● Task requirements
Search the records for the word "React" and report each line that has it.

● Extracted data
=-=-=
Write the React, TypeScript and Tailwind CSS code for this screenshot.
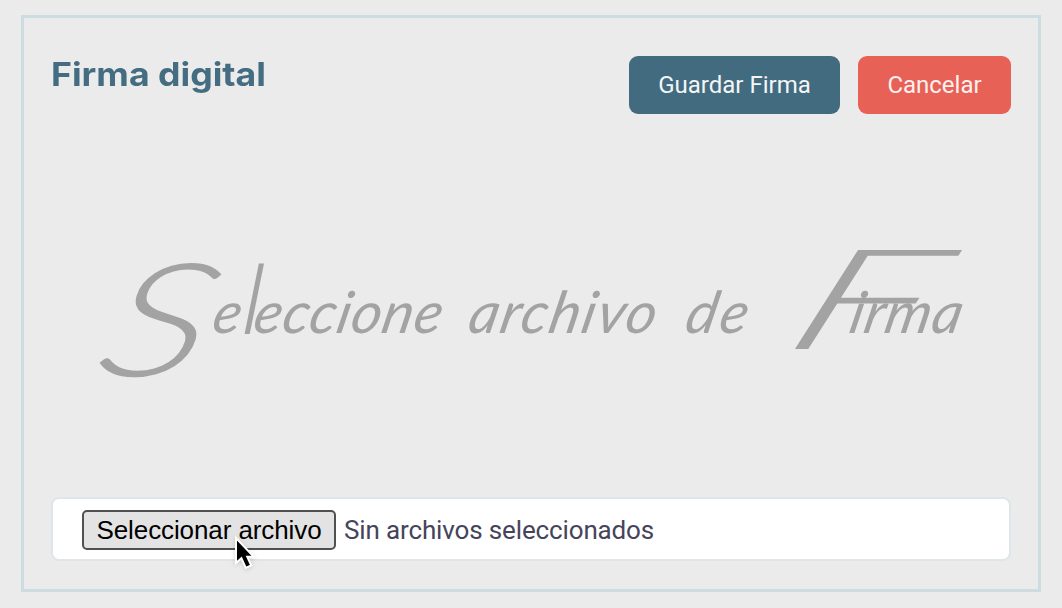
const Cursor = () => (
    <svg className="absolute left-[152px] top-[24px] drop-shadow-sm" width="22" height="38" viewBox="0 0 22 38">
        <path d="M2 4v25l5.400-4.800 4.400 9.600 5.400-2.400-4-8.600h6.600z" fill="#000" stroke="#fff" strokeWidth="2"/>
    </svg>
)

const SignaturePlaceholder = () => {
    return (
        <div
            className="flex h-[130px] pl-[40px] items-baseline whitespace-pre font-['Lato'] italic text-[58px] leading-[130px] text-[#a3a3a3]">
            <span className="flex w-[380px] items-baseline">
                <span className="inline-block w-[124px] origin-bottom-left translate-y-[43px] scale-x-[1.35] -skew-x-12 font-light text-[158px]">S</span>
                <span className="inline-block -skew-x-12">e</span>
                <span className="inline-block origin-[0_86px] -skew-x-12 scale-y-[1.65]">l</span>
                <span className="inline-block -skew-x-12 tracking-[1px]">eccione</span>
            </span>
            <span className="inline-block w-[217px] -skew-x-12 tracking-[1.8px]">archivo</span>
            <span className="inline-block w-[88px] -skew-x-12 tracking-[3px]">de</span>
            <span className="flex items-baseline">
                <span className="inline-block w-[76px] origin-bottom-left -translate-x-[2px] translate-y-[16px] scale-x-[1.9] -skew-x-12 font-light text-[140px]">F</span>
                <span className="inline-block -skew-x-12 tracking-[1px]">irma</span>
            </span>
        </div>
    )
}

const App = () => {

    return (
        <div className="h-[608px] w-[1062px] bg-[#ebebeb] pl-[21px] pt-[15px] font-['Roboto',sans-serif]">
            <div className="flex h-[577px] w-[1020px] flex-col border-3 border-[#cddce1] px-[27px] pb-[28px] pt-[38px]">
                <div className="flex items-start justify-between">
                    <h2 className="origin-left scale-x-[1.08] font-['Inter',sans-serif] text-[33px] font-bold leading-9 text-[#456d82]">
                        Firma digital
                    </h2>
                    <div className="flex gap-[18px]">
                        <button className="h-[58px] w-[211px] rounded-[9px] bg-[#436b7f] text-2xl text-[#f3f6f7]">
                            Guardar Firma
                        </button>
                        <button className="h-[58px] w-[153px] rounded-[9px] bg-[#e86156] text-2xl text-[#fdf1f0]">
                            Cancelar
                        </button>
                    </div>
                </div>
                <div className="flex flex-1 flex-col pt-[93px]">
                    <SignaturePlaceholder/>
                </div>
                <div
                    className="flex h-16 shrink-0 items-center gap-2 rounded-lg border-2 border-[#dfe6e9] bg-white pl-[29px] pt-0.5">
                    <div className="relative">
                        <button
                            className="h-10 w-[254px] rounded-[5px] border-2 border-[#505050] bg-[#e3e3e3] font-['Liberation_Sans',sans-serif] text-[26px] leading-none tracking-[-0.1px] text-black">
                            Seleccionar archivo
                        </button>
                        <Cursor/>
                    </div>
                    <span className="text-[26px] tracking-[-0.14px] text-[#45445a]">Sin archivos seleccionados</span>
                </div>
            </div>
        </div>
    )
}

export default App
=-=-=
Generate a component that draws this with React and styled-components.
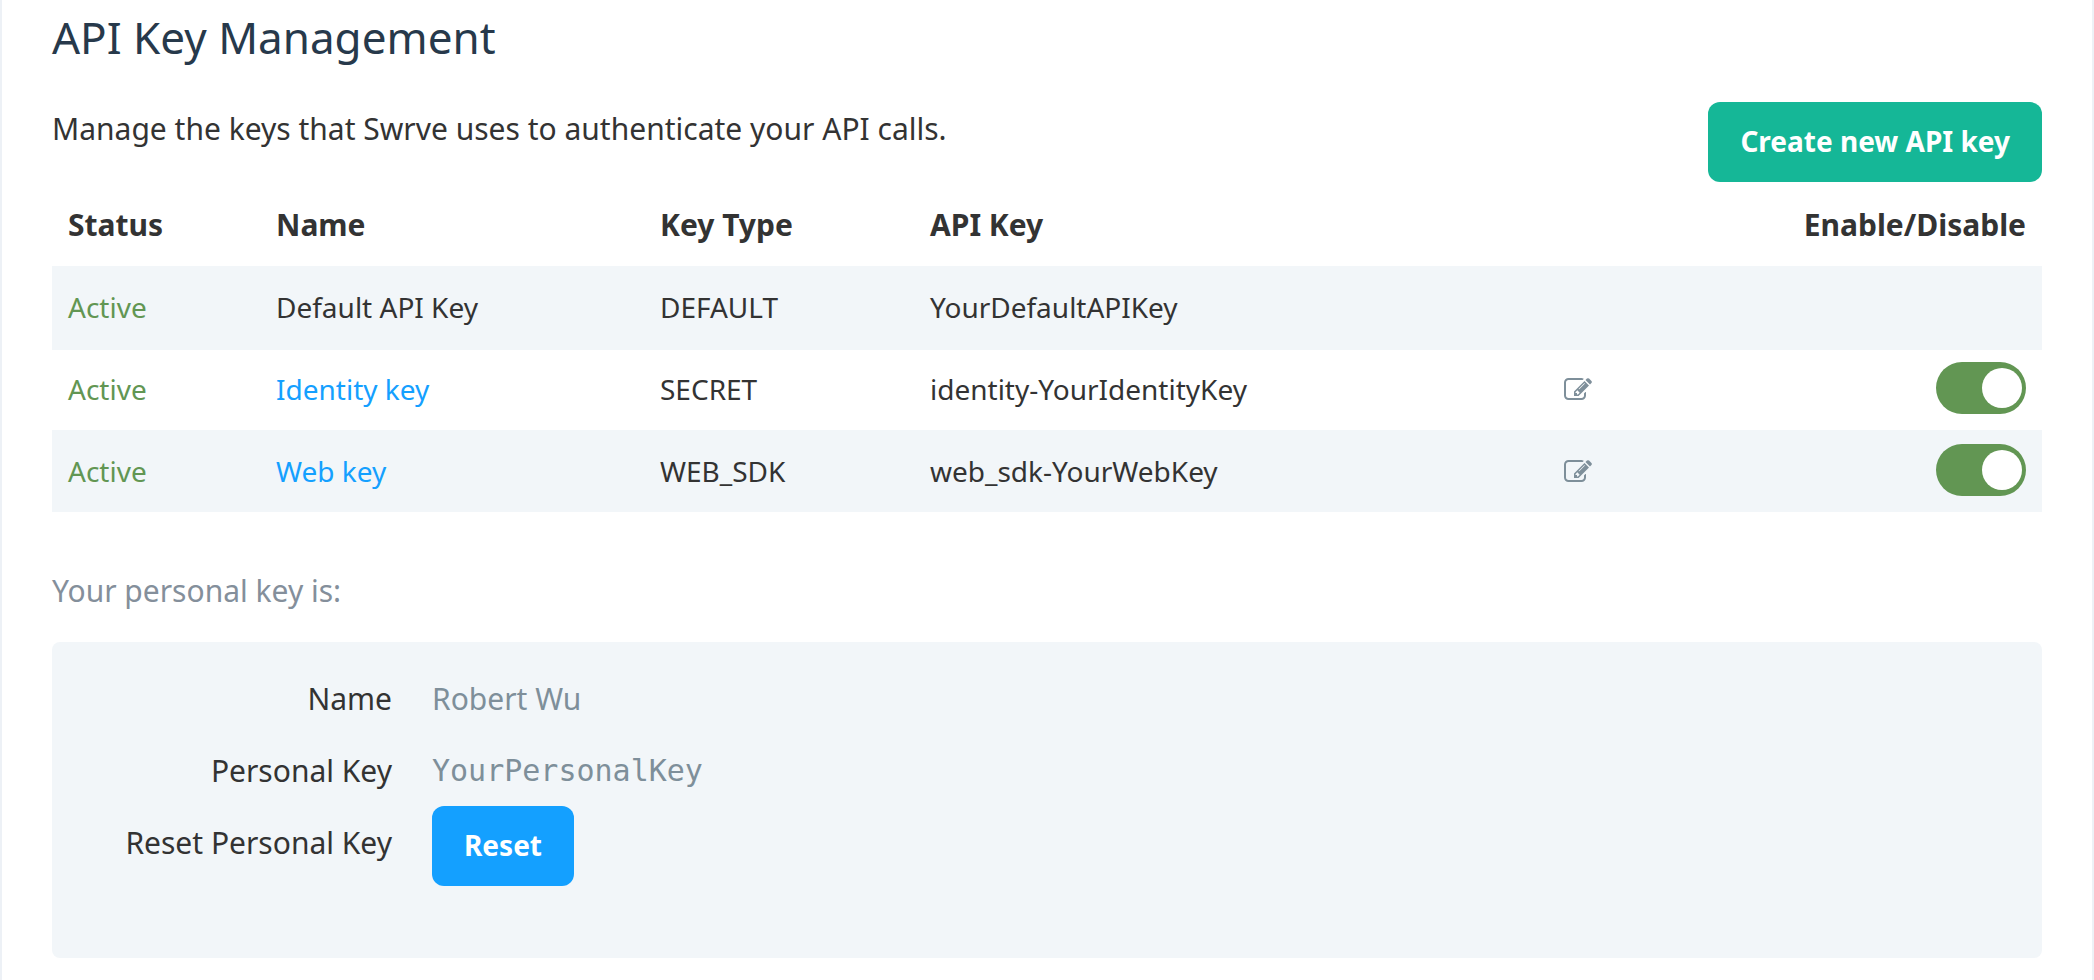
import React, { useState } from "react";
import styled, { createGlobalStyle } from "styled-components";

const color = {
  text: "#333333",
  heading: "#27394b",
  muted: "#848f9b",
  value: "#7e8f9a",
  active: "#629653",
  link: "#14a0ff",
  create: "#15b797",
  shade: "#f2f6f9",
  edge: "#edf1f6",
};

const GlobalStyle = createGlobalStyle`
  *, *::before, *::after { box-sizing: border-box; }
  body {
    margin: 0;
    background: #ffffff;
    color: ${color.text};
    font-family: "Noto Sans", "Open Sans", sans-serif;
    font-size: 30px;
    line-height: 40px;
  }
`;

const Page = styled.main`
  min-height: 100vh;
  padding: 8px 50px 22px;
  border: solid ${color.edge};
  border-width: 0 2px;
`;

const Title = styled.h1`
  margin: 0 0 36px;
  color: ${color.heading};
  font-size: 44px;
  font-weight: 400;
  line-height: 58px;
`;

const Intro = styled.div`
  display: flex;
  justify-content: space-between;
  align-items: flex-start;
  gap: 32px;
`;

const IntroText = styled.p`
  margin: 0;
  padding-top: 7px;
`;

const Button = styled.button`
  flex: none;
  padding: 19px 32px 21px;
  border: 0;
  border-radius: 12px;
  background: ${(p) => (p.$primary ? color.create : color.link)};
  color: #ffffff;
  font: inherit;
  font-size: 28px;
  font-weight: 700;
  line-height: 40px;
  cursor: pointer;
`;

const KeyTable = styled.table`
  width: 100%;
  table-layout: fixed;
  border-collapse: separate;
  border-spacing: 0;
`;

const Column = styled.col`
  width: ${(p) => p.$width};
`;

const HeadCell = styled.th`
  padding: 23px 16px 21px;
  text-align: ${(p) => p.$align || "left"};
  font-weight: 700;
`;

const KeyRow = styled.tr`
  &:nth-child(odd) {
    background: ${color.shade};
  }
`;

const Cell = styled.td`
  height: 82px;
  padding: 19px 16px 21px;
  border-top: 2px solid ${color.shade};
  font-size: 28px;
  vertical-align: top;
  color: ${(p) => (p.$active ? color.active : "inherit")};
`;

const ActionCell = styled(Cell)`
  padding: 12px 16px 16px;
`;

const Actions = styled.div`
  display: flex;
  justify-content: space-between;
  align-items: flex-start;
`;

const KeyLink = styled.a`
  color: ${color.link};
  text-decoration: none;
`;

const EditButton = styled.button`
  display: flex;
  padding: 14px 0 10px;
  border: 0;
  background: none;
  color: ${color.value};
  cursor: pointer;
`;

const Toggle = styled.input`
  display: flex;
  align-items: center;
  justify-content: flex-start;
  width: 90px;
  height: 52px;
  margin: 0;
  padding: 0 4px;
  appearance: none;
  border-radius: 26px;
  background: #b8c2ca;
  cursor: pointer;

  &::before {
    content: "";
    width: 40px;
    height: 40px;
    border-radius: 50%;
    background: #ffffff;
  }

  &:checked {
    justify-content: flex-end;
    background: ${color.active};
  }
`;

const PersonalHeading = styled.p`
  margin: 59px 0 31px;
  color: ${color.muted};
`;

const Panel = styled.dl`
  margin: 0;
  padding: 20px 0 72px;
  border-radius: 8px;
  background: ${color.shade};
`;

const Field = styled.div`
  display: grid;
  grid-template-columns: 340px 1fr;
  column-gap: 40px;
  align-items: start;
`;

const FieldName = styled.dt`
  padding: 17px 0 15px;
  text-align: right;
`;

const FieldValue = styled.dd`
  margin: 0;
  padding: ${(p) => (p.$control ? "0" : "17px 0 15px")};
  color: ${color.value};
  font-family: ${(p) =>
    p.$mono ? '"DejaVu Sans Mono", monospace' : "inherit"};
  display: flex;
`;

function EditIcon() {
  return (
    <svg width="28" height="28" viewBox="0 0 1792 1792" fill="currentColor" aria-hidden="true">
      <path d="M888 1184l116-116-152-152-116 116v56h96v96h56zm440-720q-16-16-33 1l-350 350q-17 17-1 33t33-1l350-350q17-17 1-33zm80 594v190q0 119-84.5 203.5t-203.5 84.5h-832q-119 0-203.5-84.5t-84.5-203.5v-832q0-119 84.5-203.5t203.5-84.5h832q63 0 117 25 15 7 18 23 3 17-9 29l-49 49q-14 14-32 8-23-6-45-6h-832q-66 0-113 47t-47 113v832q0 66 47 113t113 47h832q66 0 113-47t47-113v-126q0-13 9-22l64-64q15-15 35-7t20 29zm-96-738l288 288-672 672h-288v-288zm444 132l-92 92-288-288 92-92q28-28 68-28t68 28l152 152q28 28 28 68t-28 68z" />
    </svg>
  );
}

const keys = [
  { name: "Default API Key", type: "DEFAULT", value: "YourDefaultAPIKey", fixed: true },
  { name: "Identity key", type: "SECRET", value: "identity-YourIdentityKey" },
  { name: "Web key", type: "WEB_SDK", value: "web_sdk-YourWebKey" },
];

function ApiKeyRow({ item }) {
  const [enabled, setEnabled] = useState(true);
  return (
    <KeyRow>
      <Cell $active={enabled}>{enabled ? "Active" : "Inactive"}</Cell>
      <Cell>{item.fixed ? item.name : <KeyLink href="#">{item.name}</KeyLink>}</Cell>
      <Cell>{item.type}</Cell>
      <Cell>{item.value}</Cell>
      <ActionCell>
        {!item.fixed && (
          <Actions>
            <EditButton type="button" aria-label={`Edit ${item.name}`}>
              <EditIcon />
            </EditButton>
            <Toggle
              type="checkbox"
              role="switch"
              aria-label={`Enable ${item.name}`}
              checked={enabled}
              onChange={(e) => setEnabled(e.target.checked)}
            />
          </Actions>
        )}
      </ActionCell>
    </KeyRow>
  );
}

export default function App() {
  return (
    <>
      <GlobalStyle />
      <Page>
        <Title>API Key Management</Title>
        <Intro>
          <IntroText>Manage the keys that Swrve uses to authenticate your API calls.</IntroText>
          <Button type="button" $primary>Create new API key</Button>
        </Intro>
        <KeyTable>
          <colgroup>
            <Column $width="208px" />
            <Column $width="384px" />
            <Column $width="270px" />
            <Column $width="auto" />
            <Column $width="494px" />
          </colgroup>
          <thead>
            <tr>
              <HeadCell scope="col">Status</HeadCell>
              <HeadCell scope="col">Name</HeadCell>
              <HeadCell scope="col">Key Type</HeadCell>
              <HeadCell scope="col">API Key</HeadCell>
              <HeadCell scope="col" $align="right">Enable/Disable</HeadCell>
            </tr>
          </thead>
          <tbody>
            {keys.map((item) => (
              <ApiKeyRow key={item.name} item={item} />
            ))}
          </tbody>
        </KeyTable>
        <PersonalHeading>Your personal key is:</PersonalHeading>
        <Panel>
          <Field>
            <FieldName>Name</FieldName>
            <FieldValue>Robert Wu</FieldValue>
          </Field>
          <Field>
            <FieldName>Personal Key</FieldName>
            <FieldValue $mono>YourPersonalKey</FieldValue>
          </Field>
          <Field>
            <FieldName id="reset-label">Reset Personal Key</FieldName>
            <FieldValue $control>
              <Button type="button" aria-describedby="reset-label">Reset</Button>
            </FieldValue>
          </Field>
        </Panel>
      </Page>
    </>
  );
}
=-=-=
● Solution
Write the React, TypeScript and Tailwind CSS code for this screenshot.
Generate a component that draws this with React and styled-components.
import React, { useState } from "react";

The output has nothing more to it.